## Instruction
Exactly repeat all the records below, omitting the images they hold.

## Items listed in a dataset
-------
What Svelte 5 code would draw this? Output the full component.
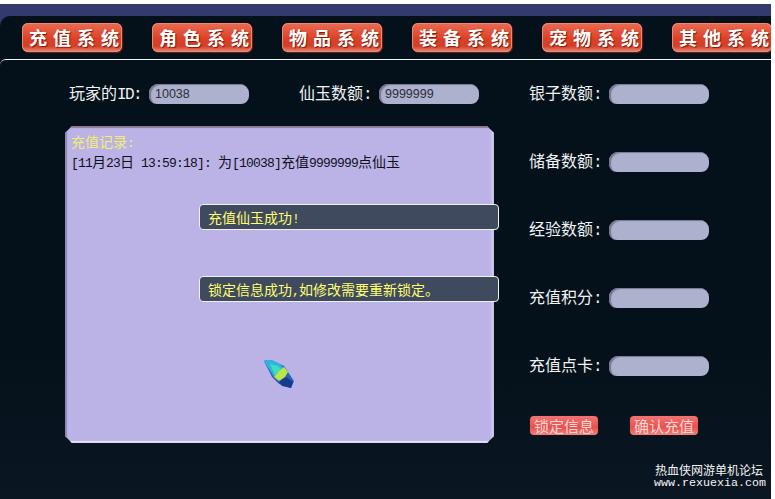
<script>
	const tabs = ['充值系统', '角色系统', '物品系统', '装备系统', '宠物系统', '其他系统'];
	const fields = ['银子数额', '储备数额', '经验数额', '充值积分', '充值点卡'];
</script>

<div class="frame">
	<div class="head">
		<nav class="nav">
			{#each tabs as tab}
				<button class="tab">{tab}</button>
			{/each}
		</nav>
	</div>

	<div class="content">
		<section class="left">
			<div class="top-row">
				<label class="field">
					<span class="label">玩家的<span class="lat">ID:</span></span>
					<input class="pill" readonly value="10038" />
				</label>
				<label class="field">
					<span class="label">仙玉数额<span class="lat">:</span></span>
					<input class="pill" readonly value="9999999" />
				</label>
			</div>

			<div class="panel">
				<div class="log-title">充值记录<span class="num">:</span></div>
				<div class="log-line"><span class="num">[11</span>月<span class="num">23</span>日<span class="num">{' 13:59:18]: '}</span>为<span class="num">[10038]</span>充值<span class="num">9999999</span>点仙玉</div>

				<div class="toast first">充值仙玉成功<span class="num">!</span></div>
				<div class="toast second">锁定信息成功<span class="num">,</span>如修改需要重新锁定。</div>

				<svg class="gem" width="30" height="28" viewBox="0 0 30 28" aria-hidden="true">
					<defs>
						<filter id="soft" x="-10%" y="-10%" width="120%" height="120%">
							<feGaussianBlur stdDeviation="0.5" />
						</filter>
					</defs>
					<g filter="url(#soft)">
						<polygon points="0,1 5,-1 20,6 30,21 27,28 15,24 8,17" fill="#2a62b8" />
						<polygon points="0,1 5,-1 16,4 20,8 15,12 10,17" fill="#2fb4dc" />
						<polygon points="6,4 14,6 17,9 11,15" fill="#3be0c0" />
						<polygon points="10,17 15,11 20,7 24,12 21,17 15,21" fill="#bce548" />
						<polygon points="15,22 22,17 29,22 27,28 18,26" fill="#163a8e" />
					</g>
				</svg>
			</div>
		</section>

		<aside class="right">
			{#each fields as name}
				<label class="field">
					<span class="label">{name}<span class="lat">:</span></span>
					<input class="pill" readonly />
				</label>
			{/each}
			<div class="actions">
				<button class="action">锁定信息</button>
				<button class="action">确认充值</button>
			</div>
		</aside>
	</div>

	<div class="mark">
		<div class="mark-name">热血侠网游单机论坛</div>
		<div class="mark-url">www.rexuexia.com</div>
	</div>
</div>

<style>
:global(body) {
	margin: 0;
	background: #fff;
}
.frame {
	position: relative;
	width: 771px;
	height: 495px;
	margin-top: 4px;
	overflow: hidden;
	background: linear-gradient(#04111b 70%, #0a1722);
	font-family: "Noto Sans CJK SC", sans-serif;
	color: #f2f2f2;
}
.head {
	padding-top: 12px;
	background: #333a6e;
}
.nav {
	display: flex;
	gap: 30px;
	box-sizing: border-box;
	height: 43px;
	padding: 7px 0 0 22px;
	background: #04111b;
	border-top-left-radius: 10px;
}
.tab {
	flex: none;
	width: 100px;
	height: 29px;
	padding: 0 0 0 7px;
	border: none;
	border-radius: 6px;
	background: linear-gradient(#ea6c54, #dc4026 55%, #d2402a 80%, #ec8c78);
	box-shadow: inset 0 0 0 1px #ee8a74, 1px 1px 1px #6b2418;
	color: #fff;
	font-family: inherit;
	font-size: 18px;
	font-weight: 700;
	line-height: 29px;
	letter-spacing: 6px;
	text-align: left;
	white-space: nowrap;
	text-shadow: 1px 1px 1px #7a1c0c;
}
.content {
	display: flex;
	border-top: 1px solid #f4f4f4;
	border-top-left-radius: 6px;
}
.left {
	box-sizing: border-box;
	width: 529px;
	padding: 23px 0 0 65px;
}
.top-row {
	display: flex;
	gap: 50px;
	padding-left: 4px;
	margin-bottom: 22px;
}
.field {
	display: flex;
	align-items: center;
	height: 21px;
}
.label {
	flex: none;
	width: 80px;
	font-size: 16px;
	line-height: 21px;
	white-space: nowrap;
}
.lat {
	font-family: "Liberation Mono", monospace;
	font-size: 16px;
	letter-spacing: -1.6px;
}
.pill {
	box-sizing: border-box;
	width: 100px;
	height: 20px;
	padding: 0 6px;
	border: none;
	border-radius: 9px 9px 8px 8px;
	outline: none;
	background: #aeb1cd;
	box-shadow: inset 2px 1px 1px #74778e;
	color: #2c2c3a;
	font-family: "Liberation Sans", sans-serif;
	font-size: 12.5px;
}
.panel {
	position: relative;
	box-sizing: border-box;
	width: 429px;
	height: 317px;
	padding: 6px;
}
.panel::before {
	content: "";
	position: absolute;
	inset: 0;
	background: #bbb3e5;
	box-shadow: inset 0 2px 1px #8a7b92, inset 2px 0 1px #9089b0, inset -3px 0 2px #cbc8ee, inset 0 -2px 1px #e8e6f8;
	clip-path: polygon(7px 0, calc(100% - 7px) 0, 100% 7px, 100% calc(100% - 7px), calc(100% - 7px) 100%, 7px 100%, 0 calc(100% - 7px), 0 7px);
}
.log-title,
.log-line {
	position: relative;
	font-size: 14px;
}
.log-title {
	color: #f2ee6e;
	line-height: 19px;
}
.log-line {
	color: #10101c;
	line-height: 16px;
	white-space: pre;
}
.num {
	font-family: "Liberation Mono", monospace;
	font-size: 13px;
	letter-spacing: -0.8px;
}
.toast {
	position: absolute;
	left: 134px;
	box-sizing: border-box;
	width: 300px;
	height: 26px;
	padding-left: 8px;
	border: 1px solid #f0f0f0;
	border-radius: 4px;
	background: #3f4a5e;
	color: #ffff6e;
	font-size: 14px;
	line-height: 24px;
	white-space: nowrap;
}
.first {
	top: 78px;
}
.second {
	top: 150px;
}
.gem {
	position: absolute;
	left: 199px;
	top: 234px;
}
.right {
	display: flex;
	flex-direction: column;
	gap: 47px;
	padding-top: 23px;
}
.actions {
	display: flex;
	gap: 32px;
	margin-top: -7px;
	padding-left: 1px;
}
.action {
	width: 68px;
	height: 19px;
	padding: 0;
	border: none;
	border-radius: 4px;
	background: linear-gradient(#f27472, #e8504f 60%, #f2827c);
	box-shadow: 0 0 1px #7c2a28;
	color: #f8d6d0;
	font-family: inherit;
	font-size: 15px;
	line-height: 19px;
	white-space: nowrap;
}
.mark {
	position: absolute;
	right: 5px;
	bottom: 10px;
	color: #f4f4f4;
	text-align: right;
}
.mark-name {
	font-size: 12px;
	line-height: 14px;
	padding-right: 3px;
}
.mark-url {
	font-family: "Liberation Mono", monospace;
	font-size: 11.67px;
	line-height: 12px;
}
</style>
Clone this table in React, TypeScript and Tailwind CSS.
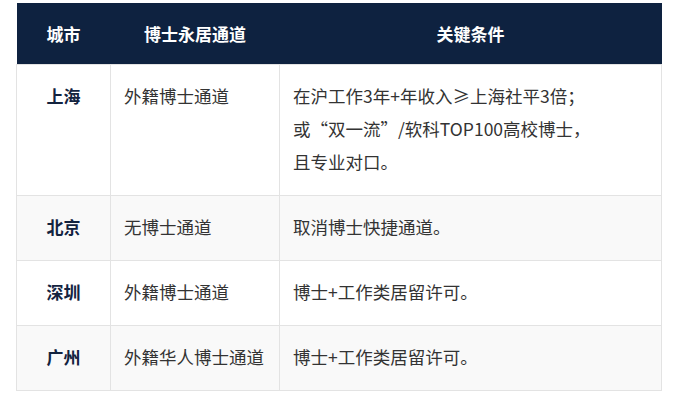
-------
## Answer to this task
What Svelte 5 code would draw this? Output the full component.
<script>
	const tabs = ['充值系统', '角色系统', '物品系统', '装备系统', '宠物系统', '其他系统'];
	const fields = ['银子数额', '储备数额', '经验数额', '充值积分', '充值点卡'];
</script>

<div class="frame">
	<div class="head">
		<nav class="nav">
			{#each tabs as tab}
				<button class="tab">{tab}</button>
			{/each}
		</nav>
	</div>

	<div class="content">
		<section class="left">
			<div class="top-row">
				<label class="field">
					<span class="label">玩家的<span class="lat">ID:</span></span>
					<input class="pill" readonly value="10038" />
				</label>
				<label class="field">
					<span class="label">仙玉数额<span class="lat">:</span></span>
					<input class="pill" readonly value="9999999" />
				</label>
			</div>

			<div class="panel">
				<div class="log-title">充值记录<span class="num">:</span></div>
				<div class="log-line"><span class="num">[11</span>月<span class="num">23</span>日<span class="num">{' 13:59:18]: '}</span>为<span class="num">[10038]</span>充值<span class="num">9999999</span>点仙玉</div>

				<div class="toast first">充值仙玉成功<span class="num">!</span></div>
				<div class="toast second">锁定信息成功<span class="num">,</span>如修改需要重新锁定。</div>

				<svg class="gem" width="30" height="28" viewBox="0 0 30 28" aria-hidden="true">
					<defs>
						<filter id="soft" x="-10%" y="-10%" width="120%" height="120%">
							<feGaussianBlur stdDeviation="0.5" />
						</filter>
					</defs>
					<g filter="url(#soft)">
						<polygon points="0,1 5,-1 20,6 30,21 27,28 15,24 8,17" fill="#2a62b8" />
						<polygon points="0,1 5,-1 16,4 20,8 15,12 10,17" fill="#2fb4dc" />
						<polygon points="6,4 14,6 17,9 11,15" fill="#3be0c0" />
						<polygon points="10,17 15,11 20,7 24,12 21,17 15,21" fill="#bce548" />
						<polygon points="15,22 22,17 29,22 27,28 18,26" fill="#163a8e" />
					</g>
				</svg>
			</div>
		</section>

		<aside class="right">
			{#each fields as name}
				<label class="field">
					<span class="label">{name}<span class="lat">:</span></span>
					<input class="pill" readonly />
				</label>
			{/each}
			<div class="actions">
				<button class="action">锁定信息</button>
				<button class="action">确认充值</button>
			</div>
		</aside>
	</div>

	<div class="mark">
		<div class="mark-name">热血侠网游单机论坛</div>
		<div class="mark-url">www.rexuexia.com</div>
	</div>
</div>

<style>
:global(body) {
	margin: 0;
	background: #fff;
}
.frame {
	position: relative;
	width: 771px;
	height: 495px;
	margin-top: 4px;
	overflow: hidden;
	background: linear-gradient(#04111b 70%, #0a1722);
	font-family: "Noto Sans CJK SC", sans-serif;
	color: #f2f2f2;
}
.head {
	padding-top: 12px;
	background: #333a6e;
}
.nav {
	display: flex;
	gap: 30px;
	box-sizing: border-box;
	height: 43px;
	padding: 7px 0 0 22px;
	background: #04111b;
	border-top-left-radius: 10px;
}
.tab {
	flex: none;
	width: 100px;
	height: 29px;
	padding: 0 0 0 7px;
	border: none;
	border-radius: 6px;
	background: linear-gradient(#ea6c54, #dc4026 55%, #d2402a 80%, #ec8c78);
	box-shadow: inset 0 0 0 1px #ee8a74, 1px 1px 1px #6b2418;
	color: #fff;
	font-family: inherit;
	font-size: 18px;
	font-weight: 700;
	line-height: 29px;
	letter-spacing: 6px;
	text-align: left;
	white-space: nowrap;
	text-shadow: 1px 1px 1px #7a1c0c;
}
.content {
	display: flex;
	border-top: 1px solid #f4f4f4;
	border-top-left-radius: 6px;
}
.left {
	box-sizing: border-box;
	width: 529px;
	padding: 23px 0 0 65px;
}
.top-row {
	display: flex;
	gap: 50px;
	padding-left: 4px;
	margin-bottom: 22px;
}
.field {
	display: flex;
	align-items: center;
	height: 21px;
}
.label {
	flex: none;
	width: 80px;
	font-size: 16px;
	line-height: 21px;
	white-space: nowrap;
}
.lat {
	font-family: "Liberation Mono", monospace;
	font-size: 16px;
	letter-spacing: -1.6px;
}
.pill {
	box-sizing: border-box;
	width: 100px;
	height: 20px;
	padding: 0 6px;
	border: none;
	border-radius: 9px 9px 8px 8px;
	outline: none;
	background: #aeb1cd;
	box-shadow: inset 2px 1px 1px #74778e;
	color: #2c2c3a;
	font-family: "Liberation Sans", sans-serif;
	font-size: 12.5px;
}
.panel {
	position: relative;
	box-sizing: border-box;
	width: 429px;
	height: 317px;
	padding: 6px;
}
.panel::before {
	content: "";
	position: absolute;
	inset: 0;
	background: #bbb3e5;
	box-shadow: inset 0 2px 1px #8a7b92, inset 2px 0 1px #9089b0, inset -3px 0 2px #cbc8ee, inset 0 -2px 1px #e8e6f8;
	clip-path: polygon(7px 0, calc(100% - 7px) 0, 100% 7px, 100% calc(100% - 7px), calc(100% - 7px) 100%, 7px 100%, 0 calc(100% - 7px), 0 7px);
}
.log-title,
.log-line {
	position: relative;
	font-size: 14px;
}
.log-title {
	color: #f2ee6e;
	line-height: 19px;
}
.log-line {
	color: #10101c;
	line-height: 16px;
	white-space: pre;
}
.num {
	font-family: "Liberation Mono", monospace;
	font-size: 13px;
	letter-spacing: -0.8px;
}
.toast {
	position: absolute;
	left: 134px;
	box-sizing: border-box;
	width: 300px;
	height: 26px;
	padding-left: 8px;
	border: 1px solid #f0f0f0;
	border-radius: 4px;
	background: #3f4a5e;
	color: #ffff6e;
	font-size: 14px;
	line-height: 24px;
	white-space: nowrap;
}
.first {
	top: 78px;
}
.second {
	top: 150px;
}
.gem {
	position: absolute;
	left: 199px;
	top: 234px;
}
.right {
	display: flex;
	flex-direction: column;
	gap: 47px;
	padding-top: 23px;
}
.actions {
	display: flex;
	gap: 32px;
	margin-top: -7px;
	padding-left: 1px;
}
.action {
	width: 68px;
	height: 19px;
	padding: 0;
	border: none;
	border-radius: 4px;
	background: linear-gradient(#f27472, #e8504f 60%, #f2827c);
	box-shadow: 0 0 1px #7c2a28;
	color: #f8d6d0;
	font-family: inherit;
	font-size: 15px;
	line-height: 19px;
	white-space: nowrap;
}
.mark {
	position: absolute;
	right: 5px;
	bottom: 10px;
	color: #f4f4f4;
	text-align: right;
}
.mark-name {
	font-size: 12px;
	line-height: 14px;
	padding-right: 3px;
}
.mark-url {
	font-family: "Liberation Mono", monospace;
	font-size: 11.67px;
	line-height: 12px;
}
</style>
Clone this table in React, TypeScript and Tailwind CSS.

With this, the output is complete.